In 1972, the building’s nearly $1 million remodel was completed, boasting a new communications center, walk up window, larger offices and “massive facelift,” the Bozeman Daily Chronicle reported in an article published that January. The facelift was completed by Berg, Grabow & Partners and covered the underlying brick and windows with white aggregate stone and vertical bands of smoked glass, a style known at the time as Contemporary Modern. Large holes were bored into the brick to accommodate an air system, archways were covered, pieces of the water table removed and a new entrance moved to a smaller eastern addition.

Ascending the stairway to the second floor, hints of this bygone renovation bring us to yet another era. Wood paneling encases the building’s original elevator, textured brown metal doors firmly closed. Traces of pink and lime green paint and more faux wood litter the walls in varying stages of removal.

“I think there was a desire for Bozeman to modernize,” said Rob Pertzborn, principal architect at Intrinsik Architecture. No stranger to historic renovations, he remodeled the Gallatin County Courthouse as well as the Avant Courier Building on North Tracy Ave. and has been working alongside Scully on projects for nearly a decade.

Building owner Randy Scully is bringing The National to life, a project that will run through 2024. PHOTO BY MICHAEL RUEBUSCH

“They were very proud of that,” Pertzborn said of the sleek white and black style of the ‘70s. “There was a chance for Bozeman to step forward and be more contemporary at the time.”

Pertzborn, who works within view of The National, recalls standing across the street years ago alongside Scully, wondering to themselves if it were possible to uncover the building that lie beneath. They approached Minneapolis-based U.S. Bank back in 2015, who was not ready to sell at the time, but eventually acquired the building after a previous sale fell through and closed in February 2021. Scully aims to finish the renovation by 2024. He calls The National one of Willson’s “Hallmark pieces” and hopes to honor that legacy.

Last month, half of the building’s scaffolding came down, revealing a beautiful creamy white brick scrubbed clean by hardworking hands and masses of 4,000-grit sandpaper. Stones to replace the pieces of the water table are set to arrive soon, as are custom windowpanes. As a part of phase two, U.S. Bank will move into the completed first two stories, and the small eastern building will be demolished, making way for a new one “more typical of Downtown Bozeman with brick facade and retail and office spaces,” explained Scully.

“I think classic architecture resonates with most folks, and this particular building on the corner matters,” Pertzborn said. “It’s a building that matters.”

As more and more scaffolding comes down, Willson’s triumph arch becomes more visible to passersby on the street, along with the words etched along the building’s front, COMMERCIAL NATIONAL BANK. Surrounded by neighboring red brick, the building feels Romanesque, a forum of Bozeman’s history being excavated as the city endures yet another period of growth.

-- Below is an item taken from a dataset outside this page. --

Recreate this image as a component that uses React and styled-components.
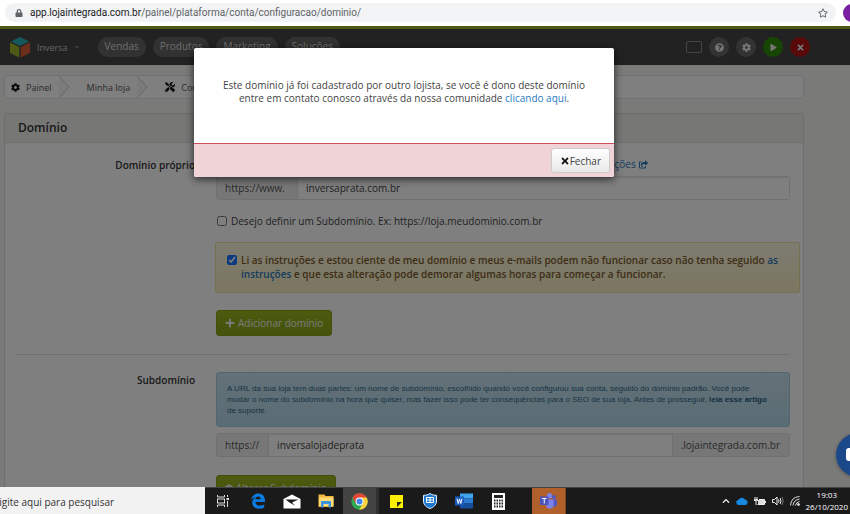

“There’s different reasons to save things,” said Scully. “Sometimes buildings were not built to have a lifespan of 100 years like this one. Sometimes buildings have been so compromised by mother nature that you just can’t save them.”

“I know people are sensitive to it in Bozeman because Bozeman’s growing so fast and that’s why this one just feels so good for so many reasons,” he continued. “We’re saving a wonderful piece of history.”